The Aga Khan’s note of March 16, 1916 on Persia to the British Secretary of State for India suggested administrative changes in Southern Iran. The British were anxious to protect the oil wells of the Anglo-Iranian oil company there and the British government wielded influence over the country’s affairs and its Persian ruler. As the head of the Ismaili community of Muslims in Iran, the Aga Khan had a vested interest in peace and stability in Persia. The Aga Khan proposed to Secretary of State Chamberlain that Britain should ask the Shah to appoint Zil-es-Sultan as Viceroy of the Southern region in Iran, covering Yazd, Ispahan, Shiraz, Kerman and Persian Balochistan. The Aga Khan advised the British government to loan a contingent of the Indian Army to the Persian Ruler for security duties in the region and a group of British officers from India to be posted there in an advisory role.

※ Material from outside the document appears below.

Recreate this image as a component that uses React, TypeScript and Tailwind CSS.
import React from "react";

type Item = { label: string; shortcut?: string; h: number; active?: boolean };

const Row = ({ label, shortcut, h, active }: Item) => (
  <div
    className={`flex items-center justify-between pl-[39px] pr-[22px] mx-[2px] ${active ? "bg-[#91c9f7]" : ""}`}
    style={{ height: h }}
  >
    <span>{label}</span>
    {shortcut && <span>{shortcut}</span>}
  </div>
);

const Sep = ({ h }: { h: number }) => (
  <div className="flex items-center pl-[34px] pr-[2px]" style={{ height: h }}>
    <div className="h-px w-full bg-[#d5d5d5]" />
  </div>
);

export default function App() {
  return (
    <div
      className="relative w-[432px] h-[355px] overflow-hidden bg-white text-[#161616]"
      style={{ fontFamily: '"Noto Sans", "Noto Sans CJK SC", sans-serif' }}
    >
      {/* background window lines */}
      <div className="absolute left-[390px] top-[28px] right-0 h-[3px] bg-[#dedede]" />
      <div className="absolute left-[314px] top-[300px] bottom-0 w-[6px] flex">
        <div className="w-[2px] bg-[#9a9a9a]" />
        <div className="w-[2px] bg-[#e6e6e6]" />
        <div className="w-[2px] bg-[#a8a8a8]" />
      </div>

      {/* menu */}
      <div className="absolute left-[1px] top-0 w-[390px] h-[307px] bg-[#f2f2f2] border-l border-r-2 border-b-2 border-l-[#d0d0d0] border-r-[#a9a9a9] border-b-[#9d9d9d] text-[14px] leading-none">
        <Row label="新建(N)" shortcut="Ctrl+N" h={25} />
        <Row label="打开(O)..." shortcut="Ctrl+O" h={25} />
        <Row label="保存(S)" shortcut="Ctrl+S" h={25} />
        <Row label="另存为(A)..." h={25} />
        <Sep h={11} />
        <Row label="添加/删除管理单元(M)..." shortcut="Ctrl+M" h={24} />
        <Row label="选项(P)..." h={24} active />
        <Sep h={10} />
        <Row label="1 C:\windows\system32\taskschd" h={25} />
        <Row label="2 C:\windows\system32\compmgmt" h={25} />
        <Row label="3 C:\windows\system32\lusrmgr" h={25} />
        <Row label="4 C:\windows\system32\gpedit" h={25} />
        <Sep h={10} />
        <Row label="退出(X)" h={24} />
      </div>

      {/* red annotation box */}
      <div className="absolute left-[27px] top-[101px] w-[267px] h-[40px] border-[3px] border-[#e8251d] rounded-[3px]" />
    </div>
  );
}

He even suggested Colonel Sir Percy Sykes, a British resident in Udaipur State in India, as one of the advisers for Iran. Concerned over corruption in the Shah’s administration in Persia, the Aga Khan urged curbs on the squandering of money by the government officers in Tehran and injecting a reasonable order into the State finances there. The Aga Khan explained in his letter to Chamberlain that his followers in Persia would follow his instruction only if the letters containing them bore his personal seal which was kept with his Agent in Bombay in India and who would affix it only on his specific orders. The Aga Khan’s Ismaili followers were spread in many parts of Iran, India, East Africa, the Gulf region, Burma and Central Asia. The Aga Khan wrote that he would ask his mother to instruct his Agent in Bombay to affix his seal on the letters meant for his followers in Iran and hand them over to the government in Bombay for transmission to Persia.